>> Start Data
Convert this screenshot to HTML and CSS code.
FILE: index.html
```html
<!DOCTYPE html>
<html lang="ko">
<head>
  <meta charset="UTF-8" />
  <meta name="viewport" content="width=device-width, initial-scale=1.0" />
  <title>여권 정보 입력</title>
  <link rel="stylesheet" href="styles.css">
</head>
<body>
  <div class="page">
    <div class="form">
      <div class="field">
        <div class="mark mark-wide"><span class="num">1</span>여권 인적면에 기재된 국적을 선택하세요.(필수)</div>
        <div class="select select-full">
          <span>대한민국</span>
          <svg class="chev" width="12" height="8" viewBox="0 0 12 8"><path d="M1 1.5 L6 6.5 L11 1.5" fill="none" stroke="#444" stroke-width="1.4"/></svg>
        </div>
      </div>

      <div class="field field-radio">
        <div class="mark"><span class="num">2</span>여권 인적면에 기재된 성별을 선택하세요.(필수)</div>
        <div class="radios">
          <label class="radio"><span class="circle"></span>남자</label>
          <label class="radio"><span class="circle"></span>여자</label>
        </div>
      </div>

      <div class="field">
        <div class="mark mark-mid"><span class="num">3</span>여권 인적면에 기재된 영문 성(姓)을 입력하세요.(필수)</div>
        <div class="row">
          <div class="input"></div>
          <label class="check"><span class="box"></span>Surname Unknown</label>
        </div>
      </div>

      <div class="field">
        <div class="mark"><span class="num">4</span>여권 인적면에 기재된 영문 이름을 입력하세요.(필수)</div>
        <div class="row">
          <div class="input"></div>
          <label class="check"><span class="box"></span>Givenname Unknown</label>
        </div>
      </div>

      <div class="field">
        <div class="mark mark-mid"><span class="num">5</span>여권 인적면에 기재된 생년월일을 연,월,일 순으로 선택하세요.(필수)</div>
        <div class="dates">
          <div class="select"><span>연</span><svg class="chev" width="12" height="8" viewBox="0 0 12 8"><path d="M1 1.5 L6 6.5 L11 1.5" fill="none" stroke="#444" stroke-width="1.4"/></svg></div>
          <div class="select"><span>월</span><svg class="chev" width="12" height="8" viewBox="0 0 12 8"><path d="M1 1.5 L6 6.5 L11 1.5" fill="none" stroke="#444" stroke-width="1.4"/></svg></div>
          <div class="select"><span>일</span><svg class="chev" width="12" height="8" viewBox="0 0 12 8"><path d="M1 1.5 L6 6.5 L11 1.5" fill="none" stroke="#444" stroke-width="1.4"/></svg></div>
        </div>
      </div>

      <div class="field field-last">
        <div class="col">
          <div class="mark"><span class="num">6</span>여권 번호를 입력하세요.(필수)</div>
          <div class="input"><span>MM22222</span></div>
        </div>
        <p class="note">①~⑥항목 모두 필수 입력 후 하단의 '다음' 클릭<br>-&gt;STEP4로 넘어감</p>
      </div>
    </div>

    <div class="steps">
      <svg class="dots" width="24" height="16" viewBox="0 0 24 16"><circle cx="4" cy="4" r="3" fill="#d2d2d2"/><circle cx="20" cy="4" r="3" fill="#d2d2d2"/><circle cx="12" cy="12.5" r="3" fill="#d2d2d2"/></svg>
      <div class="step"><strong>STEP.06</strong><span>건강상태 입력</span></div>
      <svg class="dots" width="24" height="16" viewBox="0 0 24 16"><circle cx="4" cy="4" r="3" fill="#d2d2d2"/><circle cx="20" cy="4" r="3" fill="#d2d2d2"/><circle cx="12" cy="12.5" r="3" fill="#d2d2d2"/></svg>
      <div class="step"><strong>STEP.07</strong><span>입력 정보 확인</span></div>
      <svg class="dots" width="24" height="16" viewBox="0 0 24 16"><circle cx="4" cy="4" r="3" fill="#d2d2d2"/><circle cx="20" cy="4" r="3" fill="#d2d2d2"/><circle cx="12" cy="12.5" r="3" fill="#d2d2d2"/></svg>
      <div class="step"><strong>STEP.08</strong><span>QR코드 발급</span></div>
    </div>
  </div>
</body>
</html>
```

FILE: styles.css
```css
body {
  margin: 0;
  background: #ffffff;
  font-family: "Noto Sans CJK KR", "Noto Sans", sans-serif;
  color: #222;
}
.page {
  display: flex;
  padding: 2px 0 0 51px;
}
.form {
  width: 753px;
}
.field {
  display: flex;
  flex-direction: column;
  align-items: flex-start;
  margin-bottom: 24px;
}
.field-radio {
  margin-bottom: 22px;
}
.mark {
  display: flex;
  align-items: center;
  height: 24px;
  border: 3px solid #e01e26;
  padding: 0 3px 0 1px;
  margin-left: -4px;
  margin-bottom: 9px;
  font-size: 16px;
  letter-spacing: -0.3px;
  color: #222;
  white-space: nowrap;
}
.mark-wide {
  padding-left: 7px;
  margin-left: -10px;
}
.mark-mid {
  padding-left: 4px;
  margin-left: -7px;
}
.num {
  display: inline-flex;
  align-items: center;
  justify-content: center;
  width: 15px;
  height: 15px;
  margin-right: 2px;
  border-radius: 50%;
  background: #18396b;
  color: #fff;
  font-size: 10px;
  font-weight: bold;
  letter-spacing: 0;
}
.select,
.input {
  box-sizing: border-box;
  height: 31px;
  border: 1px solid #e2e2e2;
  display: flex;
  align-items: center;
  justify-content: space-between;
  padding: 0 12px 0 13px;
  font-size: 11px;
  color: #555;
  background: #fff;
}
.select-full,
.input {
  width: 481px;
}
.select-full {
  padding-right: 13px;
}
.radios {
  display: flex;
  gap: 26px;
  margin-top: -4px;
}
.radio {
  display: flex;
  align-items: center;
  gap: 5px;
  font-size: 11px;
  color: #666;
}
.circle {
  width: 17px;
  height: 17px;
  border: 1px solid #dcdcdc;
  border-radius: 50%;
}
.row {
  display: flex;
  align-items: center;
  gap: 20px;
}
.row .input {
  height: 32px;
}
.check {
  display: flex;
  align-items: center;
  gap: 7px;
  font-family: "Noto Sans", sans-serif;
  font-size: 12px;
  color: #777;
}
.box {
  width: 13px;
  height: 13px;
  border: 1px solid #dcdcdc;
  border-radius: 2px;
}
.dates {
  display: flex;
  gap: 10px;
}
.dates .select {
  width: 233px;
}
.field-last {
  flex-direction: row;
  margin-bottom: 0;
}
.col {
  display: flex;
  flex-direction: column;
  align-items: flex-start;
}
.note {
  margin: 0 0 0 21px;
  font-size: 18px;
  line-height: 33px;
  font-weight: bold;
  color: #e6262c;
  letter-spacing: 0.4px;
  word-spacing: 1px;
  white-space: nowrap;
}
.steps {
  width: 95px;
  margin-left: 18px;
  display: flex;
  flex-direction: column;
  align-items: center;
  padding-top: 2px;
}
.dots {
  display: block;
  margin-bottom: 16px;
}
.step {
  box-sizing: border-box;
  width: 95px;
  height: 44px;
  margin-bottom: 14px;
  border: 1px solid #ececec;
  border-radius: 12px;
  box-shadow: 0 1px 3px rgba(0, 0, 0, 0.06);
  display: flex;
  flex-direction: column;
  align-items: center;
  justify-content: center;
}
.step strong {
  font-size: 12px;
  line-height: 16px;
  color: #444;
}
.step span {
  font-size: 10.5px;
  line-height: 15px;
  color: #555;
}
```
>> End Data
--- Exercise ---
Copy the material above back out, exactly as written.

--- Answer to this task ---
Convert this screenshot to HTML and CSS code.
FILE: index.html
```html
<!DOCTYPE html>
<html lang="ko">
<head>
  <meta charset="UTF-8" />
  <meta name="viewport" content="width=device-width, initial-scale=1.0" />
  <title>여권 정보 입력</title>
  <link rel="stylesheet" href="styles.css">
</head>
<body>
  <div class="page">
    <div class="form">
      <div class="field">
        <div class="mark mark-wide"><span class="num">1</span>여권 인적면에 기재된 국적을 선택하세요.(필수)</div>
        <div class="select select-full">
          <span>대한민국</span>
          <svg class="chev" width="12" height="8" viewBox="0 0 12 8"><path d="M1 1.5 L6 6.5 L11 1.5" fill="none" stroke="#444" stroke-width="1.4"/></svg>
        </div>
      </div>

      <div class="field field-radio">
        <div class="mark"><span class="num">2</span>여권 인적면에 기재된 성별을 선택하세요.(필수)</div>
        <div class="radios">
          <label class="radio"><span class="circle"></span>남자</label>
          <label class="radio"><span class="circle"></span>여자</label>
        </div>
      </div>

      <div class="field">
        <div class="mark mark-mid"><span class="num">3</span>여권 인적면에 기재된 영문 성(姓)을 입력하세요.(필수)</div>
        <div class="row">
          <div class="input"></div>
          <label class="check"><span class="box"></span>Surname Unknown</label>
        </div>
      </div>

      <div class="field">
        <div class="mark"><span class="num">4</span>여권 인적면에 기재된 영문 이름을 입력하세요.(필수)</div>
        <div class="row">
          <div class="input"></div>
          <label class="check"><span class="box"></span>Givenname Unknown</label>
        </div>
      </div>

      <div class="field">
        <div class="mark mark-mid"><span class="num">5</span>여권 인적면에 기재된 생년월일을 연,월,일 순으로 선택하세요.(필수)</div>
        <div class="dates">
          <div class="select"><span>연</span><svg class="chev" width="12" height="8" viewBox="0 0 12 8"><path d="M1 1.5 L6 6.5 L11 1.5" fill="none" stroke="#444" stroke-width="1.4"/></svg></div>
          <div class="select"><span>월</span><svg class="chev" width="12" height="8" viewBox="0 0 12 8"><path d="M1 1.5 L6 6.5 L11 1.5" fill="none" stroke="#444" stroke-width="1.4"/></svg></div>
          <div class="select"><span>일</span><svg class="chev" width="12" height="8" viewBox="0 0 12 8"><path d="M1 1.5 L6 6.5 L11 1.5" fill="none" stroke="#444" stroke-width="1.4"/></svg></div>
        </div>
      </div>

      <div class="field field-last">
        <div class="col">
          <div class="mark"><span class="num">6</span>여권 번호를 입력하세요.(필수)</div>
          <div class="input"><span>MM22222</span></div>
        </div>
        <p class="note">①~⑥항목 모두 필수 입력 후 하단의 '다음' 클릭<br>-&gt;STEP4로 넘어감</p>
      </div>
    </div>

    <div class="steps">
      <svg class="dots" width="24" height="16" viewBox="0 0 24 16"><circle cx="4" cy="4" r="3" fill="#d2d2d2"/><circle cx="20" cy="4" r="3" fill="#d2d2d2"/><circle cx="12" cy="12.5" r="3" fill="#d2d2d2"/></svg>
      <div class="step"><strong>STEP.06</strong><span>건강상태 입력</span></div>
      <svg class="dots" width="24" height="16" viewBox="0 0 24 16"><circle cx="4" cy="4" r="3" fill="#d2d2d2"/><circle cx="20" cy="4" r="3" fill="#d2d2d2"/><circle cx="12" cy="12.5" r="3" fill="#d2d2d2"/></svg>
      <div class="step"><strong>STEP.07</strong><span>입력 정보 확인</span></div>
      <svg class="dots" width="24" height="16" viewBox="0 0 24 16"><circle cx="4" cy="4" r="3" fill="#d2d2d2"/><circle cx="20" cy="4" r="3" fill="#d2d2d2"/><circle cx="12" cy="12.5" r="3" fill="#d2d2d2"/></svg>
      <div class="step"><strong>STEP.08</strong><span>QR코드 발급</span></div>
    </div>
  </div>
</body>
</html>
```

FILE: styles.css
```css
body {
  margin: 0;
  background: #ffffff;
  font-family: "Noto Sans CJK KR", "Noto Sans", sans-serif;
  color: #222;
}
.page {
  display: flex;
  padding: 2px 0 0 51px;
}
.form {
  width: 753px;
}
.field {
  display: flex;
  flex-direction: column;
  align-items: flex-start;
  margin-bottom: 24px;
}
.field-radio {
  margin-bottom: 22px;
}
.mark {
  display: flex;
  align-items: center;
  height: 24px;
  border: 3px solid #e01e26;
  padding: 0 3px 0 1px;
  margin-left: -4px;
  margin-bottom: 9px;
  font-size: 16px;
  letter-spacing: -0.3px;
  color: #222;
  white-space: nowrap;
}
.mark-wide {
  padding-left: 7px;
  margin-left: -10px;
}
.mark-mid {
  padding-left: 4px;
  margin-left: -7px;
}
.num {
  display: inline-flex;
  align-items: center;
  justify-content: center;
  width: 15px;
  height: 15px;
  margin-right: 2px;
  border-radius: 50%;
  background: #18396b;
  color: #fff;
  font-size: 10px;
  font-weight: bold;
  letter-spacing: 0;
}
.select,
.input {
  box-sizing: border-box;
  height: 31px;
  border: 1px solid #e2e2e2;
  display: flex;
  align-items: center;
  justify-content: space-between;
  padding: 0 12px 0 13px;
  font-size: 11px;
  color: #555;
  background: #fff;
}
.select-full,
.input {
  width: 481px;
}
.select-full {
  padding-right: 13px;
}
.radios {
  display: flex;
  gap: 26px;
  margin-top: -4px;
}
.radio {
  display: flex;
  align-items: center;
  gap: 5px;
  font-size: 11px;
  color: #666;
}
.circle {
  width: 17px;
  height: 17px;
  border: 1px solid #dcdcdc;
  border-radius: 50%;
}
.row {
  display: flex;
  align-items: center;
  gap: 20px;
}
.row .input {
  height: 32px;
}
.check {
  display: flex;
  align-items: center;
  gap: 7px;
  font-family: "Noto Sans", sans-serif;
  font-size: 12px;
  color: #777;
}
.box {
  width: 13px;
  height: 13px;
  border: 1px solid #dcdcdc;
  border-radius: 2px;
}
.dates {
  display: flex;
  gap: 10px;
}
.dates .select {
  width: 233px;
}
.field-last {
  flex-direction: row;
  margin-bottom: 0;
}
.col {
  display: flex;
  flex-direction: column;
  align-items: flex-start;
}
.note {
  margin: 0 0 0 21px;
  font-size: 18px;
  line-height: 33px;
  font-weight: bold;
  color: #e6262c;
  letter-spacing: 0.4px;
  word-spacing: 1px;
  white-space: nowrap;
}
.steps {
  width: 95px;
  margin-left: 18px;
  display: flex;
  flex-direction: column;
  align-items: center;
  padding-top: 2px;
}
.dots {
  display: block;
  margin-bottom: 16px;
}
.step {
  box-sizing: border-box;
  width: 95px;
  height: 44px;
  margin-bottom: 14px;
  border: 1px solid #ececec;
  border-radius: 12px;
  box-shadow: 0 1px 3px rgba(0, 0, 0, 0.06);
  display: flex;
  flex-direction: column;
  align-items: center;
  justify-content: center;
}
.step strong {
  font-size: 12px;
  line-height: 16px;
  color: #444;
}
.step span {
  font-size: 10.5px;
  line-height: 15px;
  color: #555;
}
```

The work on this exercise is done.